"Choosing not to deliver a difficult message is like hanging on to a hand grenade once you've pulled the pin."--Difficult Conversations
Of course, the first step in having any difficult conversation is deciding to engage in that conversation. We can spend enormous amounts of energy, lose prodigious amounts of sleep, and tie ourselves in emotional knots trying to decide whether or not to have such a conversation.
When in doubt, decide to have the conversation with the person in question. As one of my teachers used to say, "Confrontation stops pain."
But how do you make such a decision?
Sometimes it is fairly clear that such a conversation has to happen. Someone is hurting another person. Someone is in danger of hurting themselves. A problem exists that is shutting down the office or production or a meeting. A difficult conversation is going to happen one way or another, so you might as well take charge of the process and initiate it.
That's the easy decision.
Most of the time, however, avoidance is really an option--at least in the short term. You can duck into another room rather than face the other person. You can communicate through brief and often tense emails and text messages. You might even consider transferring to another department, shopping in another part of town or moving to a new neighborhood.

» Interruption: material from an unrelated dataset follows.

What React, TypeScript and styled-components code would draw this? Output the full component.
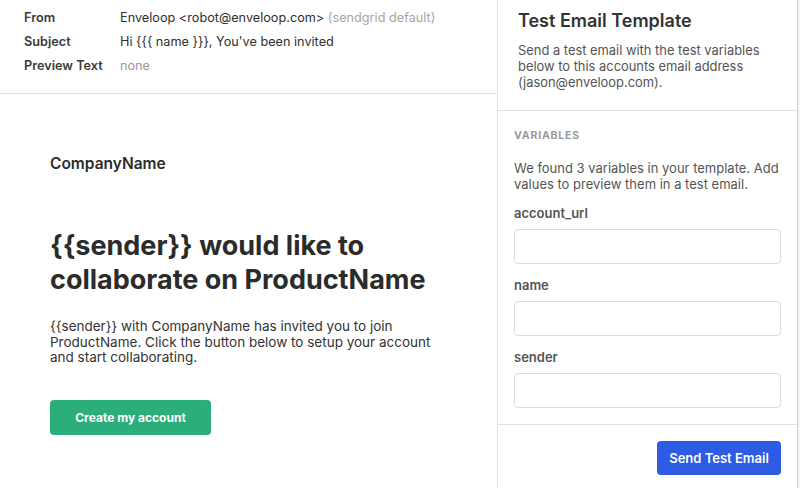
import styled, { createGlobalStyle } from "styled-components";

const GlobalStyle = createGlobalStyle`
  html, body {
    margin: 0;
    padding: 0;
    background: #ffffff;
  }
  body {
    font-family: Inter, "Liberation Sans", sans-serif;
    color: #333333;
  }
  * {
    box-sizing: border-box;
  }
`;

interface MetaRow {
  label: string;
  value: string;
  hint?: string;
  muted?: boolean;
}

const metaRows: MetaRow[] = [
  { label: "From", value: "Enveloop <robot@enveloop.com>", hint: "(sendgrid default)" },
  { label: "Subject", value: "Hi {{{ name }}}, You've been invited" },
  { label: "Preview Text", value: "none", muted: true },
];

const variables = ["account_url", "name", "sender"];

const App = () => {
  return (
    <>
      <GlobalStyle />
      <Screen>
        <Preview>
          <MetaHeader>
            {metaRows.map((row) => (
              <MetaLine key={row.label}>
                <MetaLabel>{row.label}</MetaLabel>
                <MetaValue $muted={row.muted}>
                  {row.value}
                  {row.hint && <Hint> {row.hint}</Hint>}
                </MetaValue>
              </MetaLine>
            ))}
          </MetaHeader>
          <EmailBody>
            <Company>CompanyName</Company>
            <Headline>
              {"{{sender}}"} would like to collaborate on ProductName
            </Headline>
            <BodyText>
              {"{{sender}}"} with CompanyName has invited you to join
              ProductName. Click the button below to setup your account and
              start collaborating.
            </BodyText>
            <CtaButton>Create my account</CtaButton>
          </EmailBody>
        </Preview>

        <Drawer>
          <DrawerHead>
            <DrawerTitle>Test Email Template</DrawerTitle>
            <DrawerDesc>
              Send a test email with the test variables below to this accounts
              email address (jason@enveloop.com).
            </DrawerDesc>
          </DrawerHead>
          <DrawerBody>
            <SectionLabel>Variables</SectionLabel>
            <SectionText>
              We found 3 variables in your template. Add values to preview them
              in a test email.
            </SectionText>
            {variables.map((v) => (
              <Field key={v}>
                <FieldLabel>{v}</FieldLabel>
                <FieldInput />
              </Field>
            ))}
          </DrawerBody>
          <DrawerFoot>
            <SendButton>Send Test Email</SendButton>
          </DrawerFoot>
        </Drawer>

        <BackdropEdge />
      </Screen>
    </>
  );
};

const Screen = styled.div`
  display: flex;
  width: 800px;
  height: 488px;
  overflow: hidden;
`;

const Preview = styled.div`
  width: 498px;
  flex-shrink: 0;
  border-right: 1px solid #e2e2e2;
  display: flex;
  flex-direction: column;
`;

const MetaHeader = styled.div`
  height: 94px;
  padding: 5px 0 0 24px;
  border-bottom: 1px solid #e2e2e2;
`;

const MetaLine = styled.div`
  display: flex;
  height: 24px;
  align-items: center;
  font-size: 12.7px;
`;

const MetaLabel = styled.div`
  width: 96px;
  font-weight: 600;
  color: #3a3a3a;
`;

const MetaValue = styled.div<{ $muted?: boolean }>`
  color: ${(p) => (p.$muted ? "#9a9a9a" : "#2f2f2f")};
`;

const Hint = styled.span`
  color: #a6a6a6;
`;

const EmailBody = styled.div`
  padding: 60px 50px 0 50px;
  color: #2b2b2b;
`;

const Company = styled.div`
  font-size: 15.5px;
  font-weight: 600;
  line-height: 18px;
  margin-top: 1px;
`;

const Headline = styled.h1`
  margin: 56px 0 0;
  font-size: 27px;
  font-weight: 700;
  line-height: 34px;
  max-width: 400px;
`;

const BodyText = styled.p`
  margin: 22px 0 0;
  font-size: 13.5px;
  line-height: 15.7px;
  color: #333333;
  max-width: 400px;
`;

const CtaButton = styled.button`
  margin-top: 34px;
  width: 161px;
  height: 35px;
  border: none;
  border-radius: 4px;
  background: #2bae79;
  color: #ffffff;
  font-family: inherit;
  font-size: 12px;
  font-weight: 700;
`;

const Drawer = styled.div`
  width: 299px;
  flex-shrink: 0;
  display: flex;
  flex-direction: column;
  background: #ffffff;
`;

const DrawerHead = styled.div`
  height: 111px;
  padding: 9px 20px 0 20px;
  border-bottom: 1px solid #e2e2e2;
`;

const DrawerTitle = styled.h2`
  margin: 0;
  font-size: 18px;
  font-weight: 600;
  line-height: 24px;
  color: #333333;
`;

const DrawerDesc = styled.p`
  margin: 10px 0 0;
  font-size: 12.9px;
  line-height: 16px;
  color: #555555;
`;

const DrawerBody = styled.div`
  padding: 18px 16px 0 16px;
  height: 314px;
  border-bottom: 1px solid #e2e2e2;
`;

const SectionLabel = styled.div`
  font-size: 10.5px;
  font-weight: 700;
  letter-spacing: 0.8px;
  text-transform: uppercase;
  color: #9a9a9a;
  line-height: 14px;
`;

const SectionText = styled.p`
  margin: 17px 0 0;
  font-size: 13px;
  line-height: 16px;
  color: #555555;
`;

const Field = styled.div`
  margin-top: 13px;
  display: flex;
  flex-direction: column;
  gap: 8px;
`;

const FieldLabel = styled.label`
  font-size: 13px;
  font-weight: 600;
  line-height: 16px;
  color: #555555;
`;

const FieldInput = styled.input`
  width: 267px;
  height: 35px;
  border: 1px solid #dedede;
  border-radius: 4px;
  background: #ffffff;
  font-family: inherit;
  outline: none;
`;

const DrawerFoot = styled.div`
  display: flex;
  justify-content: flex-end;
  padding: 16px 16px 0 0;
`;

const SendButton = styled.button`
  width: 124px;
  height: 34px;
  border: none;
  border-radius: 4px;
  background: #2d5be3;
  color: #ffffff;
  font-family: inherit;
  font-size: 13px;
  font-weight: 600;
`;

const BackdropEdge = styled.div`
  flex: 1;
  border-left: 1px solid #d4d4d4;
  background: #f4f4f4;
`;

export default App;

Those steps sometimes seem less painful than the conversation itself.
The majority of us cannot work ourselves up to having such a conversation without first processing it with someone. Of course, we can seek out someone who will simply ratify our prejudices and work us into an even greater frenzy than before. Those are allies, and they offer great comfort. Allies also offer little help, however, unless you really want to feel worse.

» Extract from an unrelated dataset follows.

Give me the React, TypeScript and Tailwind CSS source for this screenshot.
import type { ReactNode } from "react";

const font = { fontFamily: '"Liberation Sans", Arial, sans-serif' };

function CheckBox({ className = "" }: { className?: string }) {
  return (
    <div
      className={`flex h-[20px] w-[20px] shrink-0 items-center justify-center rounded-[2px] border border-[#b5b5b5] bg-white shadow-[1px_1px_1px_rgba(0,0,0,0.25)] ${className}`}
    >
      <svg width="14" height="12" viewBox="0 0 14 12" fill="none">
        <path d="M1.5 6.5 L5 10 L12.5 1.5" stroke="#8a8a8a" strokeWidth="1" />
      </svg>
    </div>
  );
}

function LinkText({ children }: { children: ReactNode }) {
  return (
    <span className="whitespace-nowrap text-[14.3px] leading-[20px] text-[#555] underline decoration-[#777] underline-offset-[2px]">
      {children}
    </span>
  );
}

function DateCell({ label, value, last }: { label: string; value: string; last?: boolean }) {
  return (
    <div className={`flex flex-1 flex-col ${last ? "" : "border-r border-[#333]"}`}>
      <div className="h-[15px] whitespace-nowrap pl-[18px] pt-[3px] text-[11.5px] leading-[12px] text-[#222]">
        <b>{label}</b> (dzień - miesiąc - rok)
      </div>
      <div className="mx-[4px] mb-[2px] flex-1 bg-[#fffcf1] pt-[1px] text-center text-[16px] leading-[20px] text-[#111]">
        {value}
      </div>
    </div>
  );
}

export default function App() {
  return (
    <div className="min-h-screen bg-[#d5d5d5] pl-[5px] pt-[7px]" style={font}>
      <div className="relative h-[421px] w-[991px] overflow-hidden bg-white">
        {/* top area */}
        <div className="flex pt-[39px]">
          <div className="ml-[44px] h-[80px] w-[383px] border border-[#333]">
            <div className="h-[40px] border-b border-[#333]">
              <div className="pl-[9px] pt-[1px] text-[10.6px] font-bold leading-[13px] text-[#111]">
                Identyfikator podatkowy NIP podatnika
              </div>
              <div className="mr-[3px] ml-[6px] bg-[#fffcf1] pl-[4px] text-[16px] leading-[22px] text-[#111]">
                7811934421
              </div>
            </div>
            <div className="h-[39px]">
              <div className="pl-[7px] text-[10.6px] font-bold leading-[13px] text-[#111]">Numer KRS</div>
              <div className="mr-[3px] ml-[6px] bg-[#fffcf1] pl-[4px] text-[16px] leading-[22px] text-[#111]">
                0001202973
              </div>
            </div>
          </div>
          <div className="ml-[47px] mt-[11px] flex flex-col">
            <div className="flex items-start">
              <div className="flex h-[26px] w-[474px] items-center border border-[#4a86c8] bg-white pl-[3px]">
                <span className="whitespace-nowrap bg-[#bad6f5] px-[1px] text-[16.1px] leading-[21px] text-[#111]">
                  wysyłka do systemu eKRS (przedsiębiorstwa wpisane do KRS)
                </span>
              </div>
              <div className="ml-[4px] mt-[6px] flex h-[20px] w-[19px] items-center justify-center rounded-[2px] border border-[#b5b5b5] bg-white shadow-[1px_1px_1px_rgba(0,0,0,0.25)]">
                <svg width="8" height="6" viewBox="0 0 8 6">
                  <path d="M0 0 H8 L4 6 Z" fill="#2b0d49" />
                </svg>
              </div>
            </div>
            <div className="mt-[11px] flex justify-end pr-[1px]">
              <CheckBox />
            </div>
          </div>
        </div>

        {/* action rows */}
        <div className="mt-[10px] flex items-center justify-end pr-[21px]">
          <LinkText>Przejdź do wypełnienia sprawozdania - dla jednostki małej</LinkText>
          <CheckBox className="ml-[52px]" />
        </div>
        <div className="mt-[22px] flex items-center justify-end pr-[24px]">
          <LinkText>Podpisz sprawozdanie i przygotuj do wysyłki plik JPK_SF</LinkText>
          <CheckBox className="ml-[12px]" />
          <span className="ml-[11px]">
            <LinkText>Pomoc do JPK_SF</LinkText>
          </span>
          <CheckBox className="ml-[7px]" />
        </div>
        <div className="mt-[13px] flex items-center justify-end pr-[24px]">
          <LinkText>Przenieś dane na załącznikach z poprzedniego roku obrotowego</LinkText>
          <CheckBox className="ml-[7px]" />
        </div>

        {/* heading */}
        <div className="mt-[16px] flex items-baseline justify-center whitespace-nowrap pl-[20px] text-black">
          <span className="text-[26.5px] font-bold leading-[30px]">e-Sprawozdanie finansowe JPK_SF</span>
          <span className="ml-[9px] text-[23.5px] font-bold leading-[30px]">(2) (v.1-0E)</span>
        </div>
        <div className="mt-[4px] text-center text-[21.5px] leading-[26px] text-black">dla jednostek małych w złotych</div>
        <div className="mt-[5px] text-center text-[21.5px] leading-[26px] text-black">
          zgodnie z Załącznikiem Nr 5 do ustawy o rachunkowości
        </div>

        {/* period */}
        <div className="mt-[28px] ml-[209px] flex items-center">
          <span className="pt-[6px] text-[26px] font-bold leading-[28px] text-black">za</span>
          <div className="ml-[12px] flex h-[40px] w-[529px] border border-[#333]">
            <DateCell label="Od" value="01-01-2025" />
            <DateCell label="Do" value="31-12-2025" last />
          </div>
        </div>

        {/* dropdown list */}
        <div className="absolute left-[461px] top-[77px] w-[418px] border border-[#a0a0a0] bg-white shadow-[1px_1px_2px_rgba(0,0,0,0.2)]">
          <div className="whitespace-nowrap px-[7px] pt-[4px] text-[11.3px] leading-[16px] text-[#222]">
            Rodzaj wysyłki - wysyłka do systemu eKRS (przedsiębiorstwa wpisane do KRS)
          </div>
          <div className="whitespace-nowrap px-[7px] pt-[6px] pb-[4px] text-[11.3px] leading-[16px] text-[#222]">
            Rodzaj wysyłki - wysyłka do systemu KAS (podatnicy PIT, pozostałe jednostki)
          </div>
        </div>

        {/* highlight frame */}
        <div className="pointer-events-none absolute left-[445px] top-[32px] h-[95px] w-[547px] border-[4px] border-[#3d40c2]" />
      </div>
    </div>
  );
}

It is far more helpful to speak with someone who can lead you to evaluate your position and then communicate in good faith. This is someone who can hear the tone of your conversation as well as the content. This is someone who can help you to see and to own your part of the conflict. This is someone who can help you to acknowledge that responsibility without caving in to the villain status that the other conflictor wants you to adopt.
This is a conflict coach.
Some of us are fortunate enough to have such people among our friends and colleagues. If so, count yourself one of the lucky ones.